> CHALLENGE: Search the data below for the string "styles". Extract every line that contains it.

> PROVIDED MATERIAL:

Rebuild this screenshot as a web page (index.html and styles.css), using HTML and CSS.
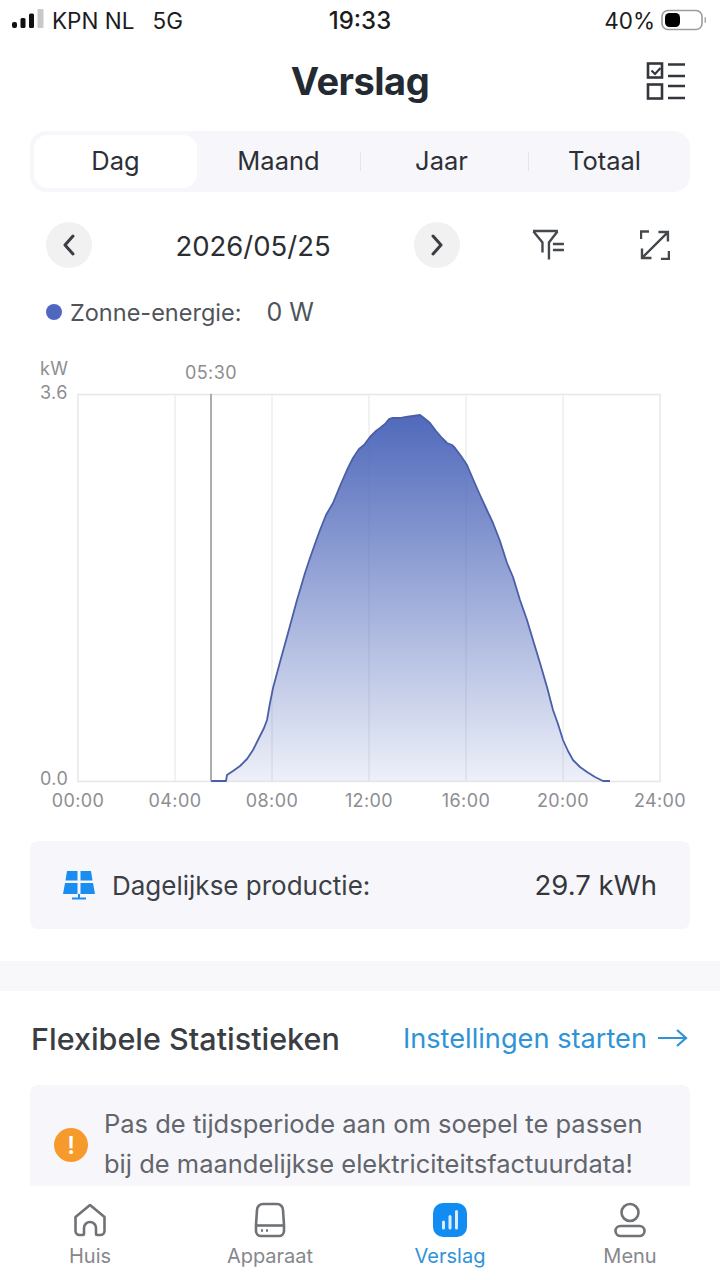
FILE: index.html
```html
<!DOCTYPE html>
<html lang="nl">
<head>
<meta charset="utf-8">
<title>Verslag</title>
<link rel="stylesheet" href="styles.css">
</head>
<body>
<div class="phone">
  <div class="status">
    <div class="status-left">
      <svg class="signal" width="32" height="20" viewBox="0 0 32 20"><rect x="0" y="13" width="5" height="6" rx="2" fill="#111"/><rect x="8.500" y="9" width="5" height="10" rx="1.500" fill="#111"/><rect x="17" y="4.500" width="5" height="14.500" rx="1.500" fill="#111"/><rect x="25.500" y="0" width="6" height="19" rx="1" fill="#c9c9c9"/></svg>
      <span>KPN NL</span><span class="net">5G</span>
    </div>
    <div class="status-time">19:33</div>
    <div class="status-right">
      <span>40%</span>
      <svg width="46" height="22" viewBox="0 0 46 22"><rect x="1" y="1.500" width="40" height="19" rx="6" fill="none" stroke="#9c9c9c" stroke-width="1.600"/><rect x="4" y="4" width="15" height="14" rx="4.500" fill="#000"/><rect x="43.500" y="8" width="1.500" height="6" rx="0.700" fill="#aaa"/></svg>
    </div>
  </div>

  <header class="title-bar">
    <h1>Verslag</h1>
    <svg class="title-icon" width="40" height="40" viewBox="0 0 40 40" fill="none" stroke="#33373d" stroke-width="2.600"><rect x="2" y="2.500" width="14" height="14"/><path d="M5.500 9.500l3.500 3.500 5.500-6" stroke-width="2.200"/><rect x="2" y="23.500" width="14" height="14"/><path d="M22 3.500h17M22 15h17M22 25h17M22 37h17"/></svg>
  </header>

  <nav class="tabs">
    <div class="tab tab-active">Dag</div>
    <div class="tab">Maand</div>
    <div class="tab tab-sep">Jaar</div>
    <div class="tab tab-sep">Totaal</div>
  </nav>

  <div class="date-row">
    <div class="round-btn"><svg width="16" height="24" viewBox="0 0 16 24" fill="none" stroke="#3a3d42" stroke-width="3" stroke-linecap="round" stroke-linejoin="round"><path d="M12 3L4 12l8 9"/></svg></div>
    <div class="date">2026/05/25</div>
    <div class="round-btn"><svg width="16" height="24" viewBox="0 0 16 24" fill="none" stroke="#3a3d42" stroke-width="3" stroke-linecap="round" stroke-linejoin="round"><path d="M4 3l8 9-8 9"/></svg></div>
    <svg class="filter-icon" width="34" height="32" viewBox="0 0 34 32" fill="none" stroke="#45484d" stroke-width="2.400"><path d="M1 2h25M1.500 2.500l9 11v10M25.500 2.500l-8.500 11v17M21 15h11M21 21h11"/></svg>
    <svg class="expand-icon" width="30" height="30" viewBox="0 0 30 30" fill="none" stroke="#45484d" stroke-width="2.400"><path d="M1 9V1.500h8M21 29h8v-8M3 27L27 3M18.500 2H28v9.500M2 18.500V28h9.500" /></svg>
  </div>

  <div class="legend">
    <span class="dot"></span><span class="legend-label">Zonne-energie:</span><span class="legend-value">0 W</span>
  </div>

  <div class="chart">
    <svg width="720" height="470" viewBox="0 0 720 470">
      <defs>
        <linearGradient id="solar" x1="0" y1="0" x2="0" y2="1">
          <stop offset="0" stop-color="#5069bb"/>
          <stop offset="1" stop-color="#5069bb" stop-opacity="0.1"/>
        </linearGradient>
      </defs>
      <g transform="translate(0 -342)">
        <rect x="78" y="394.500" width="582" height="387" fill="none" stroke="#e6e6e8" stroke-width="1.500"/>
        <path d="M175 394v387M272 394v387M369 394v387M466 394v387M563 394v387" stroke="#e9e9ec" stroke-width="1.200"/>
        <path class="area" fill="url(#solar)" d="M226 781L227 775L233 771L240 766L247 759L253 750L260 736L264 728L267 720L270 703L273 688L280 662L288 633L297 600L300 590L305 573L310 558L316 541L320 530L326 515L333 503L340 486L347 470L353 458L359 449L364 445L370 437L376 431L380 428L385 424L389 419L392 418L397 418L401 418L406 417L413 416L420 415L424 418L430 423L436 431L442 438L447 443L452 445L455 448L461 456L467 465L473 479L480 495L486 508L493 523L500 541L507 563L513 577L520 600L527 620L533 640L540 663L547 687L553 710L558 724L563 740L568 751L573 760L580 767L587 772L595 777L603 781L610 781Z"/>
        <path class="line" fill="none" stroke="#4a5fa8" stroke-width="1.800" stroke-linejoin="round" d="M211 781L226 781L227 775L233 771L240 766L247 759L253 750L260 736L264 728L267 720L270 703L273 688L280 662L288 633L297 600L300 590L305 573L310 558L316 541L320 530L326 515L333 503L340 486L347 470L353 458L359 449L364 445L370 437L376 431L380 428L385 424L389 419L392 418L397 418L401 418L406 417L413 416L420 415L424 418L430 423L436 431L442 438L447 443L452 445L455 448L461 456L467 465L473 479L480 495L486 508L493 523L500 541L507 563L513 577L520 600L527 620L533 640L540 663L547 687L553 710L558 724L563 740L568 751L573 760L580 767L587 772L595 777L603 781L610 781"/>
        <path d="M211 394v387" stroke="#909296" stroke-width="1.500"/>
        <g class="axis">
          <text x="40" y="375">kW</text>
          <text x="40" y="399">3.6</text>
          <text x="40" y="785">0.0</text>
          <text x="211" y="379" text-anchor="middle">05:30</text>
          <text x="78" y="807" text-anchor="middle">00:00</text>
          <text x="175" y="807" text-anchor="middle">04:00</text>
          <text x="272" y="807" text-anchor="middle">08:00</text>
          <text x="369" y="807" text-anchor="middle">12:00</text>
          <text x="466" y="807" text-anchor="middle">16:00</text>
          <text x="563" y="807" text-anchor="middle">20:00</text>
          <text x="660" y="807" text-anchor="middle">24:00</text>
        </g>
      </g>
    </svg>
  </div>

  <div class="card summary">
    <svg width="34" height="30" viewBox="0 0 34 30"><path d="M5 1h10.500v9.500H3.500zM18.500 1H29l1.500 9.500h-12zM3 13h12.500v11H1zM18.500 13H31l2 11H18.500z" fill="#1b8cf0"/><path d="M17 24v4M10 28.500h14" stroke="#1b8cf0" stroke-width="2"/></svg>
    <span class="summary-label">Dagelijkse productie:</span>
    <span class="summary-value">29.7 kWh</span>
  </div>

  <div class="divider"></div>

  <div class="section-head">
    <h2>Flexibele Statistieken</h2>
    <div class="link">Instellingen starten
      <svg width="31" height="20" viewBox="0 0 31 20" fill="none" stroke="#2f93d6" stroke-width="2.200"><path d="M1 10h28M20 2l9 8-9 8"/></svg>
    </div>
  </div>

  <div class="card notice">
    <div class="warn">!</div>
    <p>Pas de tijdsperiode aan om soepel te passen bij de maandelijkse elektriciteitsfactuurdata!</p>
  </div>

  <nav class="bottom-nav">
    <div class="nav-item">
      <svg width="36" height="36" viewBox="0 0 36 36" fill="none" stroke="#6f7276" stroke-width="2.600" stroke-linejoin="round"><path d="M18 3L3.500 15v14a4 4 0 0 0 4 4h3.500a1 1 0 0 0 1-1v-6a6 6 0 0 1 12 0v6a1 1 0 0 0 1 1h3.500a4 4 0 0 0 4-4V15z"/></svg>
      <span>Huis</span>
    </div>
    <div class="nav-item">
      <svg width="36" height="36" viewBox="0 0 36 36" fill="none" stroke="#6f7276" stroke-width="2.600"><path d="M4 23L5 8a6 6 0 0 1 6-6h14a6 6 0 0 1 6 6l1 15v6a5 5 0 0 1-5 5H9a5 5 0 0 1-5-5z"/><path d="M4 23.500h28"/><path d="M9 28.500h2M14 28.500h2" stroke-width="2.400"/></svg>
      <span>Apparaat</span>
    </div>
    <div class="nav-item nav-active">
      <svg width="36" height="36" viewBox="0 0 36 36"><rect x="1" y="1" width="34" height="34" rx="10" fill="#118cf2"/><path d="M11.500 20v6M18 14.500v11.500M24.500 9.500v16.500" stroke="#fff" stroke-width="3" stroke-linecap="round" opacity="0.850"/></svg>
      <span>Verslag</span>
    </div>
    <div class="nav-item">
      <svg width="36" height="36" viewBox="0 0 36 36" fill="none" stroke="#6f7276" stroke-width="2.600"><ellipse cx="18" cy="10.500" rx="8.500" ry="8.500"/><rect x="3.500" y="24" width="29" height="10" rx="5"/></svg>
      <span>Menu</span>
    </div>
  </nav>
</div>
</body>
</html>
```
FILE: styles.css
```css
* { box-sizing: border-box; }
html, body { margin: 0; padding: 0; background: #fff; }
body { font-family: Inter, "Noto Sans", sans-serif; color: #2c3036; }
.phone { position: relative; width: 720px; height: 1280px; overflow: hidden; background: #fff; }

.status { height: 40px; padding: 0 13px 0 12px; display: flex; align-items: center; justify-content: space-between; font-size: 22.500px; color: #1c1c1e; position: relative; }
.status-left { display: flex; align-items: center; gap: 8px; }
.status-left .net { margin-left: 10px; }
.signal { margin-bottom: 2px; }
.status-time { position: absolute; left: 0; right: 0; text-align: center; font-weight: 500; font-size: 24px; }
.status-right { display: flex; align-items: center; gap: 6px; }

.title-bar { position: relative; height: 91px; display: flex; align-items: center; justify-content: center; }
.title-bar h1 { margin: 0 0 9px; font-size: 38px; font-weight: 700; color: #242a32; letter-spacing: -0.5px; }
.title-icon { position: absolute; right: 34px; top: 21px; }

.tabs { margin: 0 30px; height: 61px; padding: 4px; background: #f7f7fb; border-radius: 16px; display: grid; grid-template-columns: repeat(4, 1fr); align-items: center; }
.tab { position: relative; height: 53px; padding-bottom: 2px; display: flex; align-items: center; justify-content: center; font-size: 25.500px; color: #2c3036; }
.tab-active { background: #fff; border-radius: 14px; }
.tab-sep::before { content: ""; position: absolute; left: 0; top: 17px; bottom: 17px; width: 1px; background: #e6e6ea; }
.tab-sep + .tab-sep::before { left: 5px; }

.date-row { height: 62px; margin-top: 22px; padding: 0 50px 0 46px; display: flex; align-items: center; }
.round-btn { width: 46px; height: 46px; border-radius: 50%; background: #f1f1f2; display: flex; align-items: center; justify-content: center; flex: none; }
.date { width: 323px; padding-top: 2px; text-align: center; font-size: 27.500px; color: #2b2e33; }
.filter-icon { margin-left: 72px; }
.expand-icon { margin-left: 74px; }

.legend { height: 40px; margin-top: 16px; padding-left: 46px; display: flex; align-items: center; font-size: 23.500px; color: #50545a; }
.dot { width: 16px; height: 16px; border-radius: 50%; background: #4f68bf; margin-right: 8px; }
.legend-value { margin-left: 25px; font-size: 25px; }

.chart { height: 500px; margin-top: 10px; }
.chart svg { display: block; }
.axis text { font-family: Inter, "Noto Sans", sans-serif; font-size: 18px; fill: #8c8e91; letter-spacing: 0.400px; }

.card { margin: 0 30px; background: #f7f7fb; border-radius: 8px; }
.summary { height: 88px; margin-top: -1px; padding: 0 33px 0 32px; display: flex; align-items: center; font-size: 26px; color: #3c4046; }
.summary-label { margin-left: 16px; flex: 1; }
.summary-value { font-size: 27.500px; color: #33363b; }

.divider { height: 30px; margin-top: 32px; background: #f8f8fb; }

.section-head { height: 94px; padding: 0 32px 0 31px; display: flex; align-items: center; justify-content: space-between; }
.section-head h2 { margin: 0; font-size: 30.500px; font-weight: 500; color: #3a3d42; }
.link { display: flex; align-items: center; gap: 10px; font-size: 27.200px; color: #2f93d6; }

.notice { height: 140px; padding: 19px 30px 0 24px; display: flex; align-items: flex-start; gap: 16px; }
.notice p { margin: 0; font-size: 25.500px; line-height: 40px; color: #62656b; }
.warn { width: 34px; height: 34px; margin-top: 24px; flex: none; border-radius: 50%; background: #f79a2c; color: #fff; font-size: 24px; font-weight: 600; display: flex; align-items: center; justify-content: center; }

.bottom-nav { position: absolute; left: 0; right: 0; bottom: 0; height: 94px; background: #fff; display: grid; grid-template-columns: repeat(4, 1fr); }
.nav-item { display: flex; flex-direction: column; align-items: center; padding-top: 16px; font-size: 20px; color: #85888c; gap: 6px; }
.nav-item span { line-height: 24px; }
.nav-active { color: #2f93d6; }
```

> ANSWER TO THIS PROBLEM:
Rebuild this screenshot as a web page (index.html and styles.css), using HTML and CSS.
<link rel="stylesheet" href="styles.css">
FILE: styles.css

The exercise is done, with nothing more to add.